#### [Task to complete]
Exactly retype the opening line of the entries and every line after it, ending with the line that contains "items-center h-[92px] w-[418px]". Skip all pictures.

#### [Records excerpted from a collection]

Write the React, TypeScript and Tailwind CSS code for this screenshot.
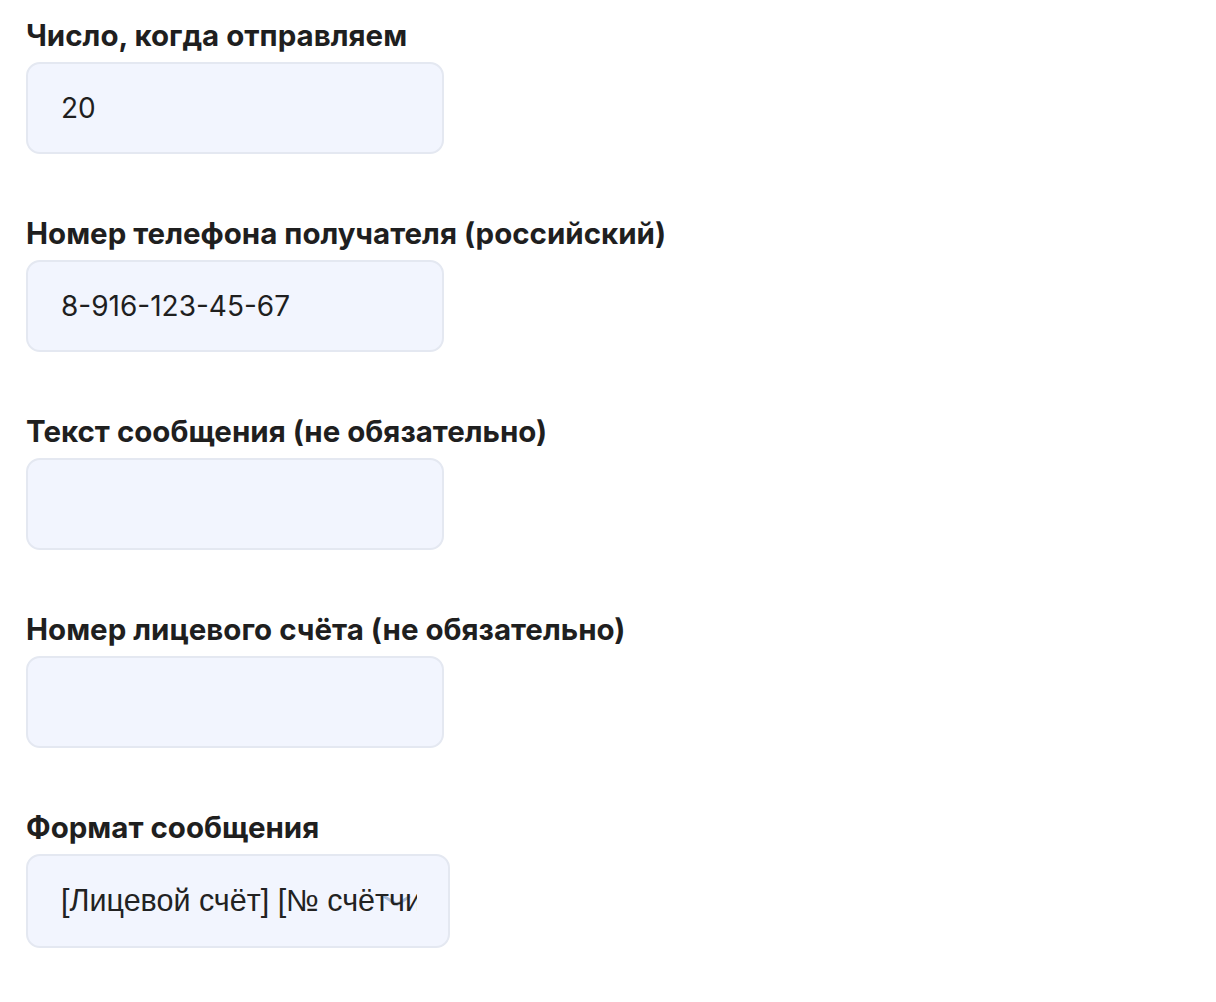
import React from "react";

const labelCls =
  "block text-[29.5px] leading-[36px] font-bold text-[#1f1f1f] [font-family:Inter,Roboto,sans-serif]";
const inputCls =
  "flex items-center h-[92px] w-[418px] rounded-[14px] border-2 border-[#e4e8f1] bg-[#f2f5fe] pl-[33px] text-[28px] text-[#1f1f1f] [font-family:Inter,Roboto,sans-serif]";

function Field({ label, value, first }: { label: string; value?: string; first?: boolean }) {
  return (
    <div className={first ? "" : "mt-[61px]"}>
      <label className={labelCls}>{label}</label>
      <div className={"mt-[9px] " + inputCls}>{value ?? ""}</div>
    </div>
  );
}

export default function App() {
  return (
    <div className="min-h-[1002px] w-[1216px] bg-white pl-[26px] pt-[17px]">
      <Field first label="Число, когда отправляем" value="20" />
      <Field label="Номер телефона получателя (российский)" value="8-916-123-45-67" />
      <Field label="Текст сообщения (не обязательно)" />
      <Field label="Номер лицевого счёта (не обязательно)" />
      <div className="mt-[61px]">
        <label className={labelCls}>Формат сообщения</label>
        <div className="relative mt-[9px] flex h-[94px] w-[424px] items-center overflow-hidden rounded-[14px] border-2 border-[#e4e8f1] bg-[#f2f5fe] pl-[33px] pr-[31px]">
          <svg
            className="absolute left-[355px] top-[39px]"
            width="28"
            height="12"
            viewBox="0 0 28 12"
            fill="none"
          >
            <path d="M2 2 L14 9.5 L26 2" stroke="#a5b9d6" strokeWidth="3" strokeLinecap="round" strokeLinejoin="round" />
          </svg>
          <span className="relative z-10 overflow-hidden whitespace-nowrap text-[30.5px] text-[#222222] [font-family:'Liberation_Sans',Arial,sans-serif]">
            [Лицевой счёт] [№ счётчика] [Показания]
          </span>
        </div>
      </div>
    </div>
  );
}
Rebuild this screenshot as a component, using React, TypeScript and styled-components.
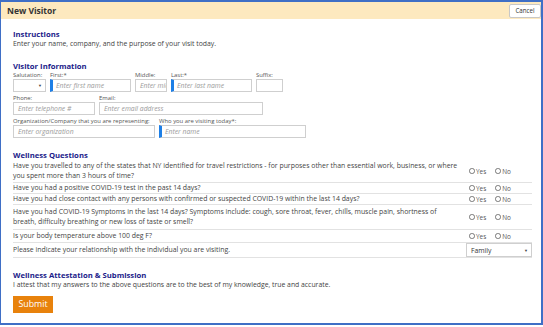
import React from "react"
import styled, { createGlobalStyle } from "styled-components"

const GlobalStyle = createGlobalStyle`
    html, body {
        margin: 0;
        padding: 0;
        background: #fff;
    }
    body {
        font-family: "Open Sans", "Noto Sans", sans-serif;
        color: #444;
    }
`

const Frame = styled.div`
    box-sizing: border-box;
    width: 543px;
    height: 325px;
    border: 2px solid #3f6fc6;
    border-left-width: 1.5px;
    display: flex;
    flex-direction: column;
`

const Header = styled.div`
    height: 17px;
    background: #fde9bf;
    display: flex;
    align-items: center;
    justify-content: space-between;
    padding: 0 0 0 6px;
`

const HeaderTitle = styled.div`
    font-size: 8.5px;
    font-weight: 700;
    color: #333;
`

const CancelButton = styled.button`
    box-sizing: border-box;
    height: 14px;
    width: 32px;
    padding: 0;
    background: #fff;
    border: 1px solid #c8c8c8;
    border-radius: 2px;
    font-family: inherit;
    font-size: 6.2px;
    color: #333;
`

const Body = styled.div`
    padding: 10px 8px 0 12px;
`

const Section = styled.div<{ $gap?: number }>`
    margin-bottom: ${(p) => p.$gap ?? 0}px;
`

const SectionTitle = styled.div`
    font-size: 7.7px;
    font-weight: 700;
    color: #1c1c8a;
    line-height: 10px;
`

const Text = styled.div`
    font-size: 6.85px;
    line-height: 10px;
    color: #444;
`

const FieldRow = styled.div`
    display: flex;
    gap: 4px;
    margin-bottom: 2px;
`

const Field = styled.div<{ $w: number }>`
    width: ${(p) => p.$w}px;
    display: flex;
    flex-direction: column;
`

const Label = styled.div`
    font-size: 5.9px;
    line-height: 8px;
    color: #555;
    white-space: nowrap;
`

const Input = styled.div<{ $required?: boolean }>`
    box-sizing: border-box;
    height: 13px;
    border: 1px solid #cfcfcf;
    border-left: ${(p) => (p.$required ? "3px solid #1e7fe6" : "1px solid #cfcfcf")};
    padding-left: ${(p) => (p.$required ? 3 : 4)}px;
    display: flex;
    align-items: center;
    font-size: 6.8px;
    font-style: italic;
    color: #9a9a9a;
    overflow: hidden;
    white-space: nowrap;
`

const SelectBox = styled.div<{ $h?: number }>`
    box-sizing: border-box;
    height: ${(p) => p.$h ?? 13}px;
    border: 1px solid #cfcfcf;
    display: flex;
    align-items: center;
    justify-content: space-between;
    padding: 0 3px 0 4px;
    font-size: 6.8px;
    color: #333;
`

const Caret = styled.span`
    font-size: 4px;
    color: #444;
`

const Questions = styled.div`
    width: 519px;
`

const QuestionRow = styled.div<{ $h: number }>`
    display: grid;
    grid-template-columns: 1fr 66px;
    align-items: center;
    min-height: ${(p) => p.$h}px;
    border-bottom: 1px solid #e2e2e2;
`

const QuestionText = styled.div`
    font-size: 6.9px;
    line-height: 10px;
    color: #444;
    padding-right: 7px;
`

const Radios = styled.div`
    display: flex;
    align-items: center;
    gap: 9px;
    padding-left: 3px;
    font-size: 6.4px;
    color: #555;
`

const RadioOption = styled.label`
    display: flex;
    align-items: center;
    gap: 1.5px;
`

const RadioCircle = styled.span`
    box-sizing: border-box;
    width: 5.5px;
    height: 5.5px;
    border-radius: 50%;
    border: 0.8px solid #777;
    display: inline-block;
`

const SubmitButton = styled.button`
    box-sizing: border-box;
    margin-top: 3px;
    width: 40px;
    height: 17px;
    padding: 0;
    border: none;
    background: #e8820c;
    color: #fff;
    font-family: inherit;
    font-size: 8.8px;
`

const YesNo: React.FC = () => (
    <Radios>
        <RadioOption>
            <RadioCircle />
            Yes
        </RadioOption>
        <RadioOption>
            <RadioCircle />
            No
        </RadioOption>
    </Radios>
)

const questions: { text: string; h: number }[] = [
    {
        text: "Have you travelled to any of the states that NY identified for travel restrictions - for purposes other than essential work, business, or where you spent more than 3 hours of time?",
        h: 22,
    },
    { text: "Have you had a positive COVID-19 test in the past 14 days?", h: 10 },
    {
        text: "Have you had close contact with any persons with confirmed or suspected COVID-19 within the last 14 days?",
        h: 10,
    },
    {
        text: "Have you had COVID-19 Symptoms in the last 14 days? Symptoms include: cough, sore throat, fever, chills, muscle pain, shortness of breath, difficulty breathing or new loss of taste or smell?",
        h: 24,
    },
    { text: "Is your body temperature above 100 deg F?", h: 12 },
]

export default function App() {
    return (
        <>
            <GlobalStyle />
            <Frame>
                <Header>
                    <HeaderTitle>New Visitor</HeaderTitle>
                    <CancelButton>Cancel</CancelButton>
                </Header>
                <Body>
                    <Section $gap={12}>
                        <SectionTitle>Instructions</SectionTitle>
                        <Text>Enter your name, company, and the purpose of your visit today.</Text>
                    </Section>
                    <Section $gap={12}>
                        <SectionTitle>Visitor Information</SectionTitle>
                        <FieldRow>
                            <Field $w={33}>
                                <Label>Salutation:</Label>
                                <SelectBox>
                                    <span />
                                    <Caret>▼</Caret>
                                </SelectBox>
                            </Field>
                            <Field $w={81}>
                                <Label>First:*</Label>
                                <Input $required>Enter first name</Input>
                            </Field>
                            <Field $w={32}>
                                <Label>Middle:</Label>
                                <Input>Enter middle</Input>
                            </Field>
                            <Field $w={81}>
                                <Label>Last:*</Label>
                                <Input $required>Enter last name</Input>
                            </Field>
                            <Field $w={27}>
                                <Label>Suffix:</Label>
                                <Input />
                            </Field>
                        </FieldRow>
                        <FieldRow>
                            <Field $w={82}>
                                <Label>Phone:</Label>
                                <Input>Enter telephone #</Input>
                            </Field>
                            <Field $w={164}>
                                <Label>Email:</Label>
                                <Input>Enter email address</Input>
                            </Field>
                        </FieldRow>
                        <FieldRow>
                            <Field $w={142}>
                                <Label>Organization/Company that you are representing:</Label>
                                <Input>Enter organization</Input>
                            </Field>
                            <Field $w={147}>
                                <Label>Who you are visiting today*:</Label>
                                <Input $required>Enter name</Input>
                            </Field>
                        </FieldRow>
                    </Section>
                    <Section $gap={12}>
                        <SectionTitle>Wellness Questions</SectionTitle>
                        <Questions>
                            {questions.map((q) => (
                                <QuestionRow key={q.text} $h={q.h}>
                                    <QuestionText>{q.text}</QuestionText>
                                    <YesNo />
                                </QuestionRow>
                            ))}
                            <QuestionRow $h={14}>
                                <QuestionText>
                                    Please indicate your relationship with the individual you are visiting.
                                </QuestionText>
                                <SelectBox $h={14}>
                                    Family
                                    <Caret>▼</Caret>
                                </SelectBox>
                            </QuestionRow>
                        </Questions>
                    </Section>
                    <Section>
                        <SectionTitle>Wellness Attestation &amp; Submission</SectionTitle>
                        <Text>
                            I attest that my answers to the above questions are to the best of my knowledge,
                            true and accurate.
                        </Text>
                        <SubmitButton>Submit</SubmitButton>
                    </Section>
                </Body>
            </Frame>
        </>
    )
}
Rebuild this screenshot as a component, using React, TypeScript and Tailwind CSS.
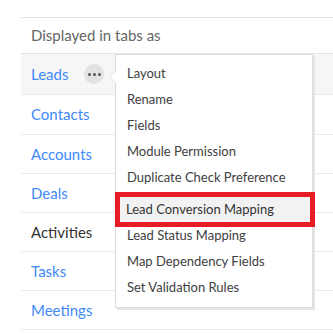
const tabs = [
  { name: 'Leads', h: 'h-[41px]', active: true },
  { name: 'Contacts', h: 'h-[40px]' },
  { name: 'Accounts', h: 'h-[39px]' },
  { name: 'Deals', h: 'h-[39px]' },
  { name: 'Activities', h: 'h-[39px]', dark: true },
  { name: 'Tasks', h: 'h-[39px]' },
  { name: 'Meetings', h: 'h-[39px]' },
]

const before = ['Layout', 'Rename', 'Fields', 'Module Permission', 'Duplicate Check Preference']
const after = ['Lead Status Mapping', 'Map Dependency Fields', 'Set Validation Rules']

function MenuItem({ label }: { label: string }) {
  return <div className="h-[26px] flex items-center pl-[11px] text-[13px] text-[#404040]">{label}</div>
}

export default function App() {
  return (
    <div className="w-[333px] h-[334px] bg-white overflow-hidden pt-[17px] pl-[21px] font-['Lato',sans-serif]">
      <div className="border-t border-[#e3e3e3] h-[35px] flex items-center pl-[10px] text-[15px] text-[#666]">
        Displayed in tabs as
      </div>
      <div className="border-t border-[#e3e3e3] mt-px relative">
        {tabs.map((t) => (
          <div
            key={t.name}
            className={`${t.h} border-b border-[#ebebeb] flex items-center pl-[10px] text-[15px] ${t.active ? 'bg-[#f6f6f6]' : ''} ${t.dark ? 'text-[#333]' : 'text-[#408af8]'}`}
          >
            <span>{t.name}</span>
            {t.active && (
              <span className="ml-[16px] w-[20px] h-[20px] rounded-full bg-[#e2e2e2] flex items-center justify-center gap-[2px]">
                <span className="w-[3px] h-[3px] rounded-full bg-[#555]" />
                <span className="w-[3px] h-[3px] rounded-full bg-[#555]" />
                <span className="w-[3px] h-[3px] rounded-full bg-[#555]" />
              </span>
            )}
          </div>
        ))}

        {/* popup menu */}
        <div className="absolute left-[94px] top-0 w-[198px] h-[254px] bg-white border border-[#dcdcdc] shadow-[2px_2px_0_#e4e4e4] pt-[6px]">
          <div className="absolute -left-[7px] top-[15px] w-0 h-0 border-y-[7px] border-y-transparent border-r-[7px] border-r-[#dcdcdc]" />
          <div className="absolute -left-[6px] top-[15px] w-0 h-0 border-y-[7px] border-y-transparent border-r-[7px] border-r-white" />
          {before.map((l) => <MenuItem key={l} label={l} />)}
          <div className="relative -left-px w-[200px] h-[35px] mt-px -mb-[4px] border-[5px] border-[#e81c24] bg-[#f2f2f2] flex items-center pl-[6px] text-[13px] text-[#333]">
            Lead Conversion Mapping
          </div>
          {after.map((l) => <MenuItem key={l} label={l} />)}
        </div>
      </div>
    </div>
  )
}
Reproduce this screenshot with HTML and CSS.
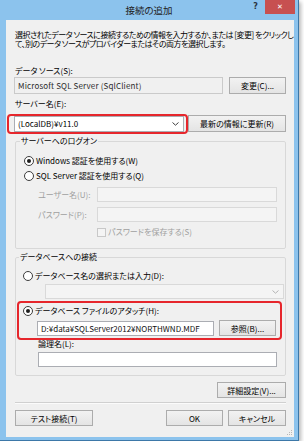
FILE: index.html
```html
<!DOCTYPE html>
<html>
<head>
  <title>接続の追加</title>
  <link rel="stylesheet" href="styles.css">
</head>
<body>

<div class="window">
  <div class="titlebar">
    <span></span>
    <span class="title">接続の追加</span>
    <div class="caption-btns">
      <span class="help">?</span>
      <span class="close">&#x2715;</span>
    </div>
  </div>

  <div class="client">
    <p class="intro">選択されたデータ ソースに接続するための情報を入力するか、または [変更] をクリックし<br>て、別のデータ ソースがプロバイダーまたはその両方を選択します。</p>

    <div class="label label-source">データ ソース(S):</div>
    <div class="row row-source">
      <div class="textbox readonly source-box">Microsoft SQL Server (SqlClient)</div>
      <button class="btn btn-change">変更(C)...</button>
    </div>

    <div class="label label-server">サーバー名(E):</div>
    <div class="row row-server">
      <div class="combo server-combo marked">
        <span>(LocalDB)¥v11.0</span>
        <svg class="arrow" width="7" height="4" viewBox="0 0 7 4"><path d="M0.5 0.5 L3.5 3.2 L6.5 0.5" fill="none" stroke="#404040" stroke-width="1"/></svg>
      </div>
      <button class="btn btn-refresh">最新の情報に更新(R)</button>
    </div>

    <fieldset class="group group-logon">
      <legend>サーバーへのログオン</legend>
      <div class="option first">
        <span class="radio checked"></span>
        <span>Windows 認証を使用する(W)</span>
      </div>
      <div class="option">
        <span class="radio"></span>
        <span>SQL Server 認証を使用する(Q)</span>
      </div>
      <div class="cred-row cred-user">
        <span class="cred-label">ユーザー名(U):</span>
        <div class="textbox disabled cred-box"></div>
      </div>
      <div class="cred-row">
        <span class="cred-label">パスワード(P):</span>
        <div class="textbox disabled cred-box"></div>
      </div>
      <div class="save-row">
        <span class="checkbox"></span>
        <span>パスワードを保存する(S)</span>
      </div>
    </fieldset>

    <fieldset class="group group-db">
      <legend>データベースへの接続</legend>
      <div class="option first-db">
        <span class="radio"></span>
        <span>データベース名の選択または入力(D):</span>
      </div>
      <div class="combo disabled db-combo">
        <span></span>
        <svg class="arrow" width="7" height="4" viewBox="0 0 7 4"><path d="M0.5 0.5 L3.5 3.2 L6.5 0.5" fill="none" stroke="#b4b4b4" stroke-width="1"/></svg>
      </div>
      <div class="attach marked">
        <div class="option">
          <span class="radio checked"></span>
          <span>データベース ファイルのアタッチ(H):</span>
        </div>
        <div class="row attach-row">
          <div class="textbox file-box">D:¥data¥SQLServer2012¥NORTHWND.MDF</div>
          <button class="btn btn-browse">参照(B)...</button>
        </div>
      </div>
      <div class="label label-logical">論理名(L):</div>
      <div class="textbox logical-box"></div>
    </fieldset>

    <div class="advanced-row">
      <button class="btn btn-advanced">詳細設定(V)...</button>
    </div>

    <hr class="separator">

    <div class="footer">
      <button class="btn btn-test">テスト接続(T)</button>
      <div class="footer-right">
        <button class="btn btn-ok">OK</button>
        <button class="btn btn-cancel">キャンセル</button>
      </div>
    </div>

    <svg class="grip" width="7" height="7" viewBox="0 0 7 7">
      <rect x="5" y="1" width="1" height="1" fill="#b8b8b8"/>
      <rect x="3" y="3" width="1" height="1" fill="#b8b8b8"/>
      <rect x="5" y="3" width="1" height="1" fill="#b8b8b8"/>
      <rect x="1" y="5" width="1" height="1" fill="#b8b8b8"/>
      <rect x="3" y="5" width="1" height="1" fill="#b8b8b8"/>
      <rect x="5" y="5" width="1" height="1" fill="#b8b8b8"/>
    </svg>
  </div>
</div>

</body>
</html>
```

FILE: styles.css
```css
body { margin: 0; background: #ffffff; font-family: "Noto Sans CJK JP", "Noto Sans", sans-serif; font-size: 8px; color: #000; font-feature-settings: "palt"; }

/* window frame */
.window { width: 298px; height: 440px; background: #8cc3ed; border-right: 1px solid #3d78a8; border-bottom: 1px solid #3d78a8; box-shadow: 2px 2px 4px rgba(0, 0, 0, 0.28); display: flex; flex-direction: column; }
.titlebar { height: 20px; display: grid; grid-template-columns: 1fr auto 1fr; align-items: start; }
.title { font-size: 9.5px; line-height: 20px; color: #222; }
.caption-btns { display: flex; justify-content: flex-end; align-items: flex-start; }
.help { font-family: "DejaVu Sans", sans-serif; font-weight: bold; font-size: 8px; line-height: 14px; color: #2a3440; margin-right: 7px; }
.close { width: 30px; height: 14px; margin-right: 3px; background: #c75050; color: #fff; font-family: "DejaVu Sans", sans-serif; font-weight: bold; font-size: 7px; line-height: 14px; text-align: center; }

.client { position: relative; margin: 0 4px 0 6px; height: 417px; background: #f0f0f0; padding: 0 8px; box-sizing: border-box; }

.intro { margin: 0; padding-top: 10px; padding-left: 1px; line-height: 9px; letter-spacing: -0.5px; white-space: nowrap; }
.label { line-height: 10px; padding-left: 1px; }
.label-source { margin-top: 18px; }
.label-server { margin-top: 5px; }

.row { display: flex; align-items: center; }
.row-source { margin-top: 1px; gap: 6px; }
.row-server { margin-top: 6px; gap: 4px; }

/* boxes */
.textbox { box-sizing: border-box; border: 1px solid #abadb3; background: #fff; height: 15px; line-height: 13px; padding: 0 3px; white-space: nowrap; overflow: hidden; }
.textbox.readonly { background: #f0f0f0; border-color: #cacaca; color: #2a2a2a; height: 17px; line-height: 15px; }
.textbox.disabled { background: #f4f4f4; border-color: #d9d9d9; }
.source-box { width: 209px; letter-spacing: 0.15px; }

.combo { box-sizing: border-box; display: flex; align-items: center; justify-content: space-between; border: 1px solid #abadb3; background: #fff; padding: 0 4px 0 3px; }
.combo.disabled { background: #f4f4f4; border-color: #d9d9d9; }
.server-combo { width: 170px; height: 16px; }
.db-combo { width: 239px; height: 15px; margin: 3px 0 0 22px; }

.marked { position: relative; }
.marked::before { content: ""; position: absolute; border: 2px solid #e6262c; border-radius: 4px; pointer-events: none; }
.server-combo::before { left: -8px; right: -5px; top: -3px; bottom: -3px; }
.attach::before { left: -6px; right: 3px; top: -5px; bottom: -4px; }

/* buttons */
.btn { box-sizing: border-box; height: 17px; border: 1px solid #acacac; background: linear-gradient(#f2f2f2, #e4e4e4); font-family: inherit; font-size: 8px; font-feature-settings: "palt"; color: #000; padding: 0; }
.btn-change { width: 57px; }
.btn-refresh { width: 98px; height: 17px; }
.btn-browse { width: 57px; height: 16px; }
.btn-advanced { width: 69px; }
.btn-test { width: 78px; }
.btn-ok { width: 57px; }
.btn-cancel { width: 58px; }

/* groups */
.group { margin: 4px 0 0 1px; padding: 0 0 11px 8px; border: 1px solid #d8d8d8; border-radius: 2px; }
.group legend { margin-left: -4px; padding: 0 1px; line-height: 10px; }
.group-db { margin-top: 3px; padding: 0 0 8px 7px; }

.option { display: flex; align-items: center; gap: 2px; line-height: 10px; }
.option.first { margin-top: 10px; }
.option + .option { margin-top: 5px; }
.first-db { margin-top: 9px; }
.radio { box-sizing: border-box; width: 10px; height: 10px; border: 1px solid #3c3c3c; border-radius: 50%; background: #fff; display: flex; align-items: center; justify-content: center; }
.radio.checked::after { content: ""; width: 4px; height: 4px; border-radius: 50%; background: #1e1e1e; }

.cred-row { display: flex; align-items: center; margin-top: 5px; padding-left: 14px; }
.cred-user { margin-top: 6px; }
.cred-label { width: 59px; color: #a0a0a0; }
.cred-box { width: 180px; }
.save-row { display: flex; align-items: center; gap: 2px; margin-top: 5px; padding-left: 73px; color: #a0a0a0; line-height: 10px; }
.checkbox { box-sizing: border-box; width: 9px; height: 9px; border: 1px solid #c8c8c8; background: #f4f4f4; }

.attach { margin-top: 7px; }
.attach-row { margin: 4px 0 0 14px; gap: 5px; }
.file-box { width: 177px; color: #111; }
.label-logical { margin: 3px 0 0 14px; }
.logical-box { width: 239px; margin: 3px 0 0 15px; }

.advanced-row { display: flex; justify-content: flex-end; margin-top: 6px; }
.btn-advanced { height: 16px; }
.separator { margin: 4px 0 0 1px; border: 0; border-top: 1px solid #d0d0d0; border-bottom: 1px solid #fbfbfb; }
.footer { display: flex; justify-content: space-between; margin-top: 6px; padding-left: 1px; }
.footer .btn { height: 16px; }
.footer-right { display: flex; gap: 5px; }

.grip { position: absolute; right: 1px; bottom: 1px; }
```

#### [Output for this task]
Write the React, TypeScript and Tailwind CSS code for this screenshot.
import React from "react";

const labelCls =
  "block text-[29.5px] leading-[36px] font-bold text-[#1f1f1f] [font-family:Inter,Roboto,sans-serif]";
const inputCls =
  "flex items-center h-[92px] w-[418px] rounded-[14px] border-2 border-[#e4e8f1] bg-[#f2f5fe] pl-[33px] text-[28px] text-[#1f1f1f] [font-family:Inter,Roboto,sans-serif]";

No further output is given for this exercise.